La vérité, c'est que je n'ai pas envie d'être enfermée dans cet ascenseur minuscule avec un mec aussi... aussi... avec lui, quoi. Dans le trois quart des films ou séries que j'ai vus, lorsqu'un couple entrait dans un ascenseur, ça finissait toujours mal. Enfin, par mal, comprenez quelque chose de pas si mal que ça ; les deux protagonistes se sautent pratiquement dessus.
Oh, j'oubliais ! Vous allez me demander «Et l'autre quart alors, tu en fais quoi ?». Je vais vous le dire.

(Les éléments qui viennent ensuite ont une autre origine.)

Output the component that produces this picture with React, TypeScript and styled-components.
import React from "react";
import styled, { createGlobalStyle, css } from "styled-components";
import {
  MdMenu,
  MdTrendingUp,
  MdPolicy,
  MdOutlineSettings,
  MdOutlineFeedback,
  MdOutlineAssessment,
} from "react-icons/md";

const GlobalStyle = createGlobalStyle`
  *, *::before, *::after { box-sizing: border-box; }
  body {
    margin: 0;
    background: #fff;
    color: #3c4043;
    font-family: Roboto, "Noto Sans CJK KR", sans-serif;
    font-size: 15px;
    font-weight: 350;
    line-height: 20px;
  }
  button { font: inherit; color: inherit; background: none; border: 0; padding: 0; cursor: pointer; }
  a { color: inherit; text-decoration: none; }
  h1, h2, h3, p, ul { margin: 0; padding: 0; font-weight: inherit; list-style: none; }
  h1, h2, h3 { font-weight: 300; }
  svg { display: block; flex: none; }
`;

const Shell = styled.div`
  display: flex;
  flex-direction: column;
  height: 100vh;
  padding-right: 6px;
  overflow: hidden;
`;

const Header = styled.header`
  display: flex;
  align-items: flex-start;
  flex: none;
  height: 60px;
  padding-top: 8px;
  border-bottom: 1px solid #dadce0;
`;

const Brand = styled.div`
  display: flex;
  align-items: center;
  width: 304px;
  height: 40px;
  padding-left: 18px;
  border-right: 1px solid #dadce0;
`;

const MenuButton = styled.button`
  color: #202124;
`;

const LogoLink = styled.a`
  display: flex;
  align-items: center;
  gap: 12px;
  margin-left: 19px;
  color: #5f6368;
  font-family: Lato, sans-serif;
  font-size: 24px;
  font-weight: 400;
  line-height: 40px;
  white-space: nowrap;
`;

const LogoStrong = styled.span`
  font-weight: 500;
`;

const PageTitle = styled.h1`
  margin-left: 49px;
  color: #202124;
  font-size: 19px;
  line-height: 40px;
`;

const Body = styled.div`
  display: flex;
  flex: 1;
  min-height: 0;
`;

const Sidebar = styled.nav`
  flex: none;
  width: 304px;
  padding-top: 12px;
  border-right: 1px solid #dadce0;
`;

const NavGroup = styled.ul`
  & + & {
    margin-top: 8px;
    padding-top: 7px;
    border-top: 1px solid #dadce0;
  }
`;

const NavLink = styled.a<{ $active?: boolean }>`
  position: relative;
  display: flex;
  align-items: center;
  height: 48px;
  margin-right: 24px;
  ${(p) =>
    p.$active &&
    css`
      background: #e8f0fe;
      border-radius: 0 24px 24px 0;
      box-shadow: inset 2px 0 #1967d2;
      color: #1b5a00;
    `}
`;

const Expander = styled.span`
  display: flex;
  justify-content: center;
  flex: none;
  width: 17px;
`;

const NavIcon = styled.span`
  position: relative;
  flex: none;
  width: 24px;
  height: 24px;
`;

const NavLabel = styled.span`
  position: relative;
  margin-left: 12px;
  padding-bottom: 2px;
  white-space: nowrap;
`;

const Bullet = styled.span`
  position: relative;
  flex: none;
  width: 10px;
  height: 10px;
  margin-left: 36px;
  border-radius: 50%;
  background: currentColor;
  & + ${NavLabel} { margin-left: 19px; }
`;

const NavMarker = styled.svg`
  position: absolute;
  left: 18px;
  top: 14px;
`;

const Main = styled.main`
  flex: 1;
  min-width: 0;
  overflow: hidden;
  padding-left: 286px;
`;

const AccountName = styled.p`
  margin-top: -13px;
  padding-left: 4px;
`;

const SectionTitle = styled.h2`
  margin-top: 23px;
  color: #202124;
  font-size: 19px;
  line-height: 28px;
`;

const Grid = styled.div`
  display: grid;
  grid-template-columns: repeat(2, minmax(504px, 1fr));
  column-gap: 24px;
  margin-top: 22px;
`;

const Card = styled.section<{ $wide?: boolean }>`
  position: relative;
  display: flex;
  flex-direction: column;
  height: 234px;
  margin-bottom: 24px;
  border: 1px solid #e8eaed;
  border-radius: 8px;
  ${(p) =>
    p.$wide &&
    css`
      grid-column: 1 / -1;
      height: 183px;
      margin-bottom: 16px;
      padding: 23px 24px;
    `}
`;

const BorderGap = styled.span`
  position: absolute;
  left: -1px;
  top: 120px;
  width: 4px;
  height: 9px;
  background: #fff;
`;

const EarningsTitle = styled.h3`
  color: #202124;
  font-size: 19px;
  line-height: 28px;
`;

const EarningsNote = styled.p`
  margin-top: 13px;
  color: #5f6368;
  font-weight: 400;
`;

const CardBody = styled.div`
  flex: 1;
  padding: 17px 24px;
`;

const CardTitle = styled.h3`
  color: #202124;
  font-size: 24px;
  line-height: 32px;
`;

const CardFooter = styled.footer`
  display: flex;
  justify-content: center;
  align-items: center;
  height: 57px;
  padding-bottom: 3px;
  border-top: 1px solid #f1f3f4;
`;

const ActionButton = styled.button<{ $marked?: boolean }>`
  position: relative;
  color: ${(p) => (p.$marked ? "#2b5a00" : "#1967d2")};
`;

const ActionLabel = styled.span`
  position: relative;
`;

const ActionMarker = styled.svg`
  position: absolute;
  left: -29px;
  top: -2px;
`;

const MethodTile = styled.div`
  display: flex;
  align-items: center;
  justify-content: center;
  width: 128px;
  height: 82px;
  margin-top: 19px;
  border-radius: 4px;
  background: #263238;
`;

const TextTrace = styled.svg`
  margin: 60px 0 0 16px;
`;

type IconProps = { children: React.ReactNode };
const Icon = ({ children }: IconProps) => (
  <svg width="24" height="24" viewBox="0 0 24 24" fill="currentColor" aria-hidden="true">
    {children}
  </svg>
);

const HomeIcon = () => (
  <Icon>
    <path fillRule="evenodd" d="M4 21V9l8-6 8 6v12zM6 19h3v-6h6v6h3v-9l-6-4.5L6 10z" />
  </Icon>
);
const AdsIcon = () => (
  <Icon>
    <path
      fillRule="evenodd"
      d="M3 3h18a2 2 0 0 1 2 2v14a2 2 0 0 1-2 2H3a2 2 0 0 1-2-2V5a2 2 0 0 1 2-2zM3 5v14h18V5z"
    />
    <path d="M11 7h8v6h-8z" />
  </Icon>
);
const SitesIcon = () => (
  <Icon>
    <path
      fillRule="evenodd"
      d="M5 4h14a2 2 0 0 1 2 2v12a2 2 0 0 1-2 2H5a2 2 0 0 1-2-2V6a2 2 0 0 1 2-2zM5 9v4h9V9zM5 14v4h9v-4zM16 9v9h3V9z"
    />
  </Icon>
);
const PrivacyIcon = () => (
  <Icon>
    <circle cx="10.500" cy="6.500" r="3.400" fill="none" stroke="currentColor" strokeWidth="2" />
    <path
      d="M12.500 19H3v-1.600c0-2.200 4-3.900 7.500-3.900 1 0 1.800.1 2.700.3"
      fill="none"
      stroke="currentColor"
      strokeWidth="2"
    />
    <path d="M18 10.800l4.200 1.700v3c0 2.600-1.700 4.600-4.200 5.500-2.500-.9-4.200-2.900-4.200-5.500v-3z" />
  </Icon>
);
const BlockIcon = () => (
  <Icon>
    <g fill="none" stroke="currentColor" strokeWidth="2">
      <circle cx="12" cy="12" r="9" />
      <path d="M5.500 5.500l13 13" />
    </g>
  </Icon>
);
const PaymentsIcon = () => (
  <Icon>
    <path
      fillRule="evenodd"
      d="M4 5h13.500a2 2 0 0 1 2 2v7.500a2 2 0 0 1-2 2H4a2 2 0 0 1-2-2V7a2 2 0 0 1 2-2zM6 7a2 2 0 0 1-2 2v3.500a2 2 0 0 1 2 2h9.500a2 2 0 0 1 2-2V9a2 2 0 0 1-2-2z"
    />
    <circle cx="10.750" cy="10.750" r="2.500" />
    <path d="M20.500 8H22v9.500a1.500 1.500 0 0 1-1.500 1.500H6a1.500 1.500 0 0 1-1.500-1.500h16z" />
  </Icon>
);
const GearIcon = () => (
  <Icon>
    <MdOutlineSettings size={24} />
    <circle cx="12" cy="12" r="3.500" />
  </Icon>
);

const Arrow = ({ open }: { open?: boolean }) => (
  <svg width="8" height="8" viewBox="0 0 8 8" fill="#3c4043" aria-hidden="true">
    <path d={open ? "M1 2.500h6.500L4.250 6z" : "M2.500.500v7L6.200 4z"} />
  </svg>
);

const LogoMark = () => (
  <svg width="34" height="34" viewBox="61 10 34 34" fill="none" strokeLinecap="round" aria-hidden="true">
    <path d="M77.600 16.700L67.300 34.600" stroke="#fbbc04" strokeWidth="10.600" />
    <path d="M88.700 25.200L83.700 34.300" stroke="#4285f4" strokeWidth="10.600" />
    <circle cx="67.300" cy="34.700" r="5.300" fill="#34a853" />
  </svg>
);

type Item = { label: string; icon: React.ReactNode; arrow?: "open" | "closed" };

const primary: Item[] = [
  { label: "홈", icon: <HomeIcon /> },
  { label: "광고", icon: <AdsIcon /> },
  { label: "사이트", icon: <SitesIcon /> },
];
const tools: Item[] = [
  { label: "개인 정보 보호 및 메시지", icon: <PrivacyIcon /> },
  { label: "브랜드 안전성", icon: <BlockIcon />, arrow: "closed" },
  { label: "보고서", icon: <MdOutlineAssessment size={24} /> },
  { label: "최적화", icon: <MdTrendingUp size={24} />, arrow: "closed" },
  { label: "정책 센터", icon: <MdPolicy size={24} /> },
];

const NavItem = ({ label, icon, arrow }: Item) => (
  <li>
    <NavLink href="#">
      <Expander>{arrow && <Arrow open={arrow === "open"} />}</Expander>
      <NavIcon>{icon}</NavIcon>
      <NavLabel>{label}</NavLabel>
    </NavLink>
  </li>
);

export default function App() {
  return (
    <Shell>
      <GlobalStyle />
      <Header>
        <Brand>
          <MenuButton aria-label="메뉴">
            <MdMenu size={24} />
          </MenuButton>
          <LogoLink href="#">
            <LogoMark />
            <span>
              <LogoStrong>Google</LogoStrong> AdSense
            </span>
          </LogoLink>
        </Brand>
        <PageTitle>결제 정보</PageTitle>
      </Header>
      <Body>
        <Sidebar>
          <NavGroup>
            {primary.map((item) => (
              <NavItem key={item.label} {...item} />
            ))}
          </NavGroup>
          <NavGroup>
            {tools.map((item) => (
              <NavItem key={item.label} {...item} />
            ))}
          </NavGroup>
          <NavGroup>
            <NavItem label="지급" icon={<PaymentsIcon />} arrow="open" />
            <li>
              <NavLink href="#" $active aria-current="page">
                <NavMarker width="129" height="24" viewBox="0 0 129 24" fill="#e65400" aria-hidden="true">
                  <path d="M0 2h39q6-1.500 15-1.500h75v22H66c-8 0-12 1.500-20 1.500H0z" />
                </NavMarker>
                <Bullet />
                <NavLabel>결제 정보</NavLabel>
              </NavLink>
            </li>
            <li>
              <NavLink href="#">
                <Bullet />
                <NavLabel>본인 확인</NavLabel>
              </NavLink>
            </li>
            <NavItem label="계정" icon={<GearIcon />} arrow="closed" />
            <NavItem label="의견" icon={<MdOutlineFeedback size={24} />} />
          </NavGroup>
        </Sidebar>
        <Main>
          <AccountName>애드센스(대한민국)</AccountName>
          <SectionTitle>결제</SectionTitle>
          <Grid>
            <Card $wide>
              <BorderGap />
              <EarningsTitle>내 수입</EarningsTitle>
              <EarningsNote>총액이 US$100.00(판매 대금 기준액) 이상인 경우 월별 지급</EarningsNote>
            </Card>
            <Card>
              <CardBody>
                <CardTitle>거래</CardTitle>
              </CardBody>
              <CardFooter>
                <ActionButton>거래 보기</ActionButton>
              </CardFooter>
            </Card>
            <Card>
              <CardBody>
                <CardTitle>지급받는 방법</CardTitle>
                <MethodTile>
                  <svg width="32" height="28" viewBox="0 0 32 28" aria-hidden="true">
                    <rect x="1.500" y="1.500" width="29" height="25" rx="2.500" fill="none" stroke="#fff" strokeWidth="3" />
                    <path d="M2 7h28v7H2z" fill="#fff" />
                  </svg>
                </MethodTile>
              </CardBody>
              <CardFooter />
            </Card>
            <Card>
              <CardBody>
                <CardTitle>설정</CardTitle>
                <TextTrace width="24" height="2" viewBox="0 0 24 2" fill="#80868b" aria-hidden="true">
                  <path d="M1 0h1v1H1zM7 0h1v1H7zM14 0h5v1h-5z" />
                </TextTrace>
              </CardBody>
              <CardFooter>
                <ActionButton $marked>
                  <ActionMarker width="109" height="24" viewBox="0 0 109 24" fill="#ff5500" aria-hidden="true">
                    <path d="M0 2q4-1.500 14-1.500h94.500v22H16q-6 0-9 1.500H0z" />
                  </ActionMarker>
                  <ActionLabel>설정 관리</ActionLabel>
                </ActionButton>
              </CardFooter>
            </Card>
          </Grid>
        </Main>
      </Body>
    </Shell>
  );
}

Dans le quart restant, l'ascenseur tombe en panne et les protagonistes se blessent en tentant de sortir de la cabine par une trappe, afin d'escalader les câbles de l'ascenseur, pour atteindre un étage. Alors soit ils sont forts et y arrivent, soit ils échouent et meurent carbonisés dans la super explosion qu'aura provoquée la cabine en s'écrasant tout en bas. Je vous l'ai dit, les ascenseurs, ce n'est pas un lieu idéal.
— C'est parce que tu as vu 50 nuances de Grey ? demande-t-il. Je ne m'appelle pas Christian Grey, je pense que tu peux entrer dans cette cabine sans aucune crainte.
Il m'adresse un large sourire, encore et toujours des sourires. Je me demande comment il fait pour ne pas avoir une crampe à la mâchoire. Sérieusement, le jour où j'ai fait une collecte de dons obligatoire pour le lycée en faisant du porte à porte, j'ai bien cru que j'allais rester bloquée en position sourire toute ma vie. Je me détends, lui rends son sourire et entre dans la cabine. Duncan appuie sur le bouton du cinquième étage tandis que je me terre vers le fond de la cabine et me place devant le miroir.
Mon chignon est perché sur le sommet de mon crâne, comme toujours, c'est sa place. Je n'ai pas bonne mine, mais ce n'est pas si terrible que ça. Disons que j'ai l'air d'avoir fait une longue séance de sport, une nuit blanche, une dissertation compliquée et une autre nuit blanche. Ce n'est pas si terrible que ça. Duncan s'empare de mon élastique et défait mon chignon mal attaché, mes cheveux tombent en cascade sur mes épaules, me donnant tout de suite meilleure mine ; retirez la dissertation du tableau.
Je fixe son reflet dans le miroir, il fait de même. Son regard est pénétrant et l'ascenseur bien trop lent. Je vois la main de Duncan glisser sur mon épaule, il décale ma masse de cheveux sur le côté et approche dangereusement sa bouche de mon cou et l'embrasse sensuellement, comme si c'était l'endroit et le moment.
— Duncan, t'avais dit que...
— Ouais, et bien j'ai menti, comme toi.
Il continue de m'embrasser et je dois dire que c'est vraiment agréable. Lorsqu'il rouvre les yeux et les lève vers moi, son regard est brûlant et hypnotisant. Les portes de l'ascenseur s'ouvrent, il en sort, me laissant seule et déboussolée dans la cabine.